**Task brief**
Exactly as written, retype the listing below, omitting the pictures.
═══ Data shown
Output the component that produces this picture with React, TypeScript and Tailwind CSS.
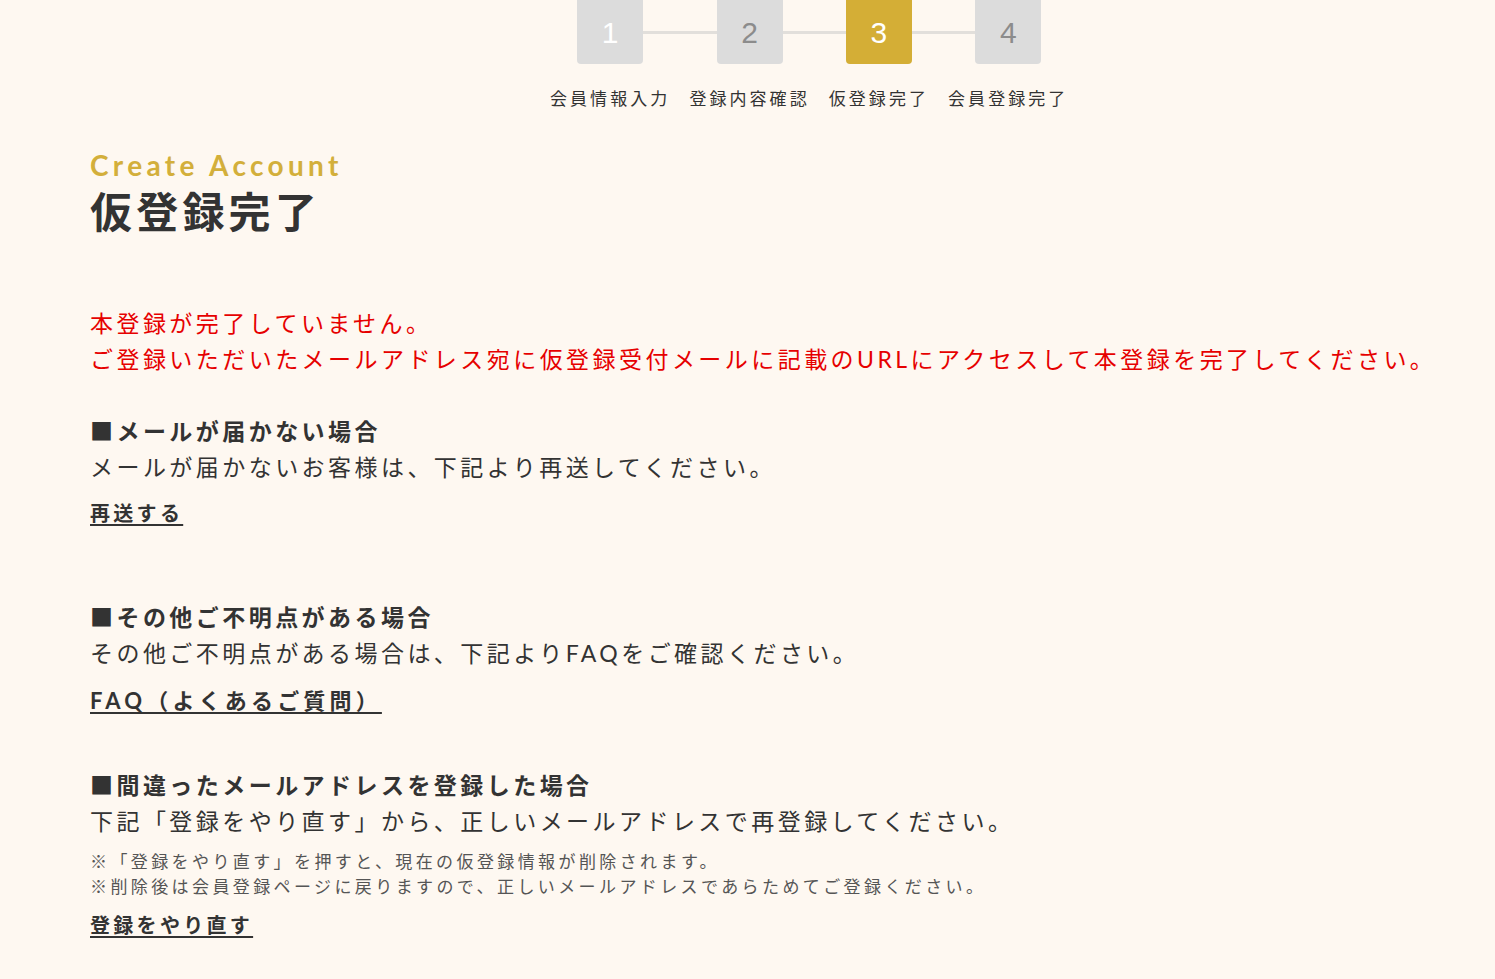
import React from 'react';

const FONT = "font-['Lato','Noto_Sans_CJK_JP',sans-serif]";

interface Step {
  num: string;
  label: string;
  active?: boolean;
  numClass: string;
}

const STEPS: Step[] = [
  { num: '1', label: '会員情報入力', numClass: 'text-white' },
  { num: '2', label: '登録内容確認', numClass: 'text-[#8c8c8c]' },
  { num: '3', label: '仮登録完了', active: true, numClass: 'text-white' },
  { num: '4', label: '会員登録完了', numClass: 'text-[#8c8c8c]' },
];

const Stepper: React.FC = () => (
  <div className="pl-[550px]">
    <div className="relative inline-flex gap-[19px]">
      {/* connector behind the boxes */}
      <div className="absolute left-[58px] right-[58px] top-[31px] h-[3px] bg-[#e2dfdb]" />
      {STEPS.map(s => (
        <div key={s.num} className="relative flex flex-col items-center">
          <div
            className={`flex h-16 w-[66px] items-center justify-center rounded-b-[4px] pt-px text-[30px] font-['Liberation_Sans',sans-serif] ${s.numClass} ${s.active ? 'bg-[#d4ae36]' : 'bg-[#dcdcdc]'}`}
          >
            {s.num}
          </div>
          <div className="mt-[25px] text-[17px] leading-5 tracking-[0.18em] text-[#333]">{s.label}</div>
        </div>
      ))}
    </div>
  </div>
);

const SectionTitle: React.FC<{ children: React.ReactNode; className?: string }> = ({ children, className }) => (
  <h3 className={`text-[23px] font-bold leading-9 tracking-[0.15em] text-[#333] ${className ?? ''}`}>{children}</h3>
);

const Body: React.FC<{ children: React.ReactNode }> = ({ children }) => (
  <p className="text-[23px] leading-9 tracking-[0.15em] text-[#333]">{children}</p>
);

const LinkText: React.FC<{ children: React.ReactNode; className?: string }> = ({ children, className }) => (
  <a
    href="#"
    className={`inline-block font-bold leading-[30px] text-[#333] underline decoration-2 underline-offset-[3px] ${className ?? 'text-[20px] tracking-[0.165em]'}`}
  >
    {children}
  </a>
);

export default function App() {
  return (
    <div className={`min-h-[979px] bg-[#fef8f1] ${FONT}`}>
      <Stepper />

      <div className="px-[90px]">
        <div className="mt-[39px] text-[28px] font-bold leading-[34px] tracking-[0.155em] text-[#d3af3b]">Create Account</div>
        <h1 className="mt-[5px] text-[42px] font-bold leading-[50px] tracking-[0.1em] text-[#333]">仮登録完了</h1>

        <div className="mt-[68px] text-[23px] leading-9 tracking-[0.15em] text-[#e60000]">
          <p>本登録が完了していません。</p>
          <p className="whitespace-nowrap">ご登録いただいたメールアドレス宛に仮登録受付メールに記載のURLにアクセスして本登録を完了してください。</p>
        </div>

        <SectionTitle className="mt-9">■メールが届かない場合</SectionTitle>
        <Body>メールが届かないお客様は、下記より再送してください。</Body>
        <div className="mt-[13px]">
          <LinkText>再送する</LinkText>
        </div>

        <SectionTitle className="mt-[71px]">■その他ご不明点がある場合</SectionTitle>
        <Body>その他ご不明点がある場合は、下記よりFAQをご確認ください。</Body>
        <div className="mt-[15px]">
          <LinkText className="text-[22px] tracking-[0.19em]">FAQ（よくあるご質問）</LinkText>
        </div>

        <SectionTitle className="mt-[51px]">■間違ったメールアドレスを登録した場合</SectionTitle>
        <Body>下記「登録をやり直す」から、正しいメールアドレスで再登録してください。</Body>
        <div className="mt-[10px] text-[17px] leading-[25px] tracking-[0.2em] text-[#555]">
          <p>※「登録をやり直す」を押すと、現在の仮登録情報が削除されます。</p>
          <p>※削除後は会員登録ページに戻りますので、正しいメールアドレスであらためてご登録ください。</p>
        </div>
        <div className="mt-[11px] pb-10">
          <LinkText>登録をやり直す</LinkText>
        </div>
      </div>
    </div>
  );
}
══════
**Output below**
Output the component that produces this picture with React, TypeScript and Tailwind CSS.
import React from 'react';

const FONT = "font-['Lato','Noto_Sans_CJK_JP',sans-serif]";

interface Step {
  num: string;
  label: string;
  active?: boolean;
  numClass: string;
}

const STEPS: Step[] = [
  { num: '1', label: '会員情報入力', numClass: 'text-white' },
  { num: '2', label: '登録内容確認', numClass: 'text-[#8c8c8c]' },
  { num: '3', label: '仮登録完了', active: true, numClass: 'text-white' },
  { num: '4', label: '会員登録完了', numClass: 'text-[#8c8c8c]' },
];

const Stepper: React.FC = () => (
  <div className="pl-[550px]">
    <div className="relative inline-flex gap-[19px]">
      {/* connector behind the boxes */}
      <div className="absolute left-[58px] right-[58px] top-[31px] h-[3px] bg-[#e2dfdb]" />
      {STEPS.map(s => (
        <div key={s.num} className="relative flex flex-col items-center">
          <div
            className={`flex h-16 w-[66px] items-center justify-center rounded-b-[4px] pt-px text-[30px] font-['Liberation_Sans',sans-serif] ${s.numClass} ${s.active ? 'bg-[#d4ae36]' : 'bg-[#dcdcdc]'}`}
          >
            {s.num}
          </div>
          <div className="mt-[25px] text-[17px] leading-5 tracking-[0.18em] text-[#333]">{s.label}</div>
        </div>
      ))}
    </div>
  </div>
);

const SectionTitle: React.FC<{ children: React.ReactNode; className?: string }> = ({ children, className }) => (
  <h3 className={`text-[23px] font-bold leading-9 tracking-[0.15em] text-[#333] ${className ?? ''}`}>{children}</h3>
);

const Body: React.FC<{ children: React.ReactNode }> = ({ children }) => (
  <p className="text-[23px] leading-9 tracking-[0.15em] text-[#333]">{children}</p>
);

const LinkText: React.FC<{ children: React.ReactNode; className?: string }> = ({ children, className }) => (
  <a
    href="#"
    className={`inline-block font-bold leading-[30px] text-[#333] underline decoration-2 underline-offset-[3px] ${className ?? 'text-[20px] tracking-[0.165em]'}`}
  >
    {children}
  </a>
);

export default function App() {
  return (
    <div className={`min-h-[979px] bg-[#fef8f1] ${FONT}`}>
      <Stepper />

      <div className="px-[90px]">
        <div className="mt-[39px] text-[28px] font-bold leading-[34px] tracking-[0.155em] text-[#d3af3b]">Create Account</div>
        <h1 className="mt-[5px] text-[42px] font-bold leading-[50px] tracking-[0.1em] text-[#333]">仮登録完了</h1>

        <div className="mt-[68px] text-[23px] leading-9 tracking-[0.15em] text-[#e60000]">
          <p>本登録が完了していません。</p>
          <p className="whitespace-nowrap">ご登録いただいたメールアドレス宛に仮登録受付メールに記載のURLにアクセスして本登録を完了してください。</p>
        </div>

        <SectionTitle className="mt-9">■メールが届かない場合</SectionTitle>
        <Body>メールが届かないお客様は、下記より再送してください。</Body>
        <div className="mt-[13px]">
          <LinkText>再送する</LinkText>
        </div>

        <SectionTitle className="mt-[71px]">■その他ご不明点がある場合</SectionTitle>
        <Body>その他ご不明点がある場合は、下記よりFAQをご確認ください。</Body>
        <div className="mt-[15px]">
          <LinkText className="text-[22px] tracking-[0.19em]">FAQ（よくあるご質問）</LinkText>
        </div>

        <SectionTitle className="mt-[51px]">■間違ったメールアドレスを登録した場合</SectionTitle>
        <Body>下記「登録をやり直す」から、正しいメールアドレスで再登録してください。</Body>
        <div className="mt-[10px] text-[17px] leading-[25px] tracking-[0.2em] text-[#555]">
          <p>※「登録をやり直す」を押すと、現在の仮登録情報が削除されます。</p>
          <p>※削除後は会員登録ページに戻りますので、正しいメールアドレスであらためてご登録ください。</p>
        </div>
        <div className="mt-[11px] pb-10">
          <LinkText>登録をやり直す</LinkText>
        </div>
      </div>
    </div>
  );
}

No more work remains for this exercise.